What you really want as a parent is for your son/daughter to be happy, free of anger and stubbornness, and for the two of you to have a relationship built on open dialogue where you can support one another. With this desire as your compass, you will naturally be guided in the correct path to approaching your children.

Step 2: Validate Their Feelings

The other day I watched my colleague, Emily Gregory, share a message about helping teens manage stress. She spoke of the importance of validating our children’s feelings. She told a story of speaking with her teenager about the changes brought on by COVID-19 and then listening to her share her strong emotions, to which she replied, “That is totally normal to feel this way. In fact, I would be concerned about you if you didn’t feel this way.”

Affirm what your son/daughter is feeling and assure them that their feelings are normal. By validating feelings, you are not only providing space to dialogue, but in many ways, you are inviting them into that space. A little validation can go a long way.

Step 3: Be Curious

It is common during crucial conversations for people to shut down and retreat or to respond with anger. To re-establish dialogue and create a safe space, get curious. I once heard it said, “When people become furious, get curious.”

Ask your son questions to find out why he is feeling the way he is. Be sincere about getting to the source of his feelings. When we show genuine interest, people are less likely to retreat from dialogue. Be patient in allowing them to share their feelings. When you ask them how they’re doing, they may respond with a flippant “Fine!” When their tone of voice or body language are inconsistent with their words, try “mirroring.” Mirroring is the act of reflecting a person’s behaviour back by describing their behaviour. So, respond with a simple, “You don’t seem fine. You don’t play guitar anymore and you’re quiet all the time. Is everything ok?” This is a great way to show them that you really are curious and that you want them to share.

Also, suspend your inclination to solve problems. Just listen. This may require a little priming. My sons have never really been the type to naturally share their feelings and emotions, even when I ask. Like priming an old-fashioned hand pump, sometimes you have to put something in to get something out. If your kids resists opening up, offer up your best guess of what you think they are feeling or thinking. Don’t worry if your guess is not accurate. If you’re wrong, they will let you know. But if you’re right, they may confirm and open up.

Step 4: Declare Your Intent

Years ago, my third son taught me a valuable lesson. He was 15 years old and had his driver’s permit. On Christmas Day, we went to a movie as a family. When the movie was over, my son asked if he could drive. My wife and I agreed. I was in the passenger seat, his mother and younger brother were in the middle seats, and his two older brothers were the back seats.

On our drive home, my son demonstrated that it’s possible to make a left-hand turn without signaling. He also learned a valuable lesson. As we approached the intersection where he would turn left, the light turned yellow. My son decided he would make the yellow light and advanced into the intersection. But because he failed to use his turn signal to indicate his intentions, an on-coming vehicle also decided to make the yellow light. Fortunately, brakes were applied, and an accident was avoided.
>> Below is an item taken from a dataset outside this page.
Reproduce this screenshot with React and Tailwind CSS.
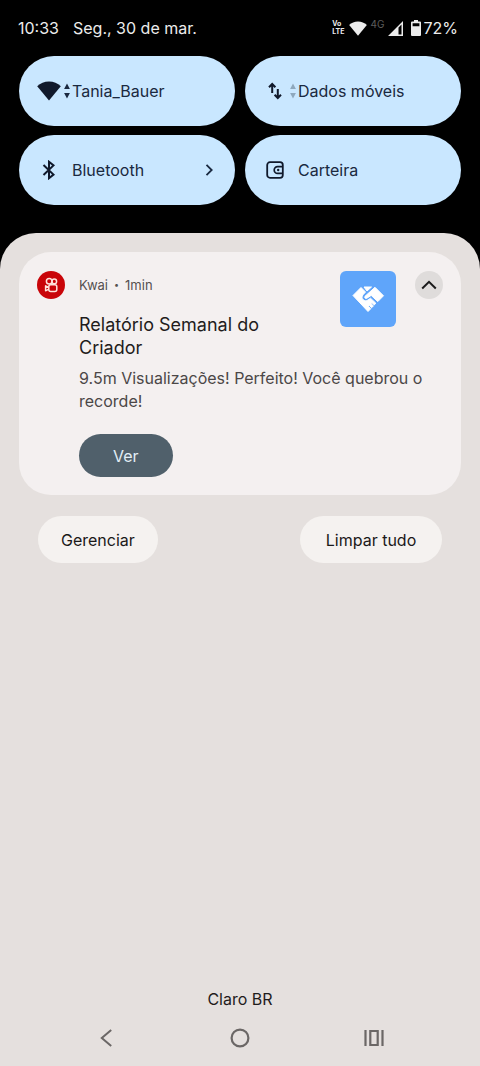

Too often, like my son, we fail to use our blinker. When others don’t know our intentions, they are left to guess. In my experience, we are all terrible guessers. Don’t assume your son will know what you really want. Use your blinker. Let him know that what you really want is for him to be happy and for the two of you to have a stronger, more open relationship. Doing so may allow you to avoid a conversational collision.

Last, but not the least – Be patient. It won’t happen overnight. It will take time, consistency, and persistence.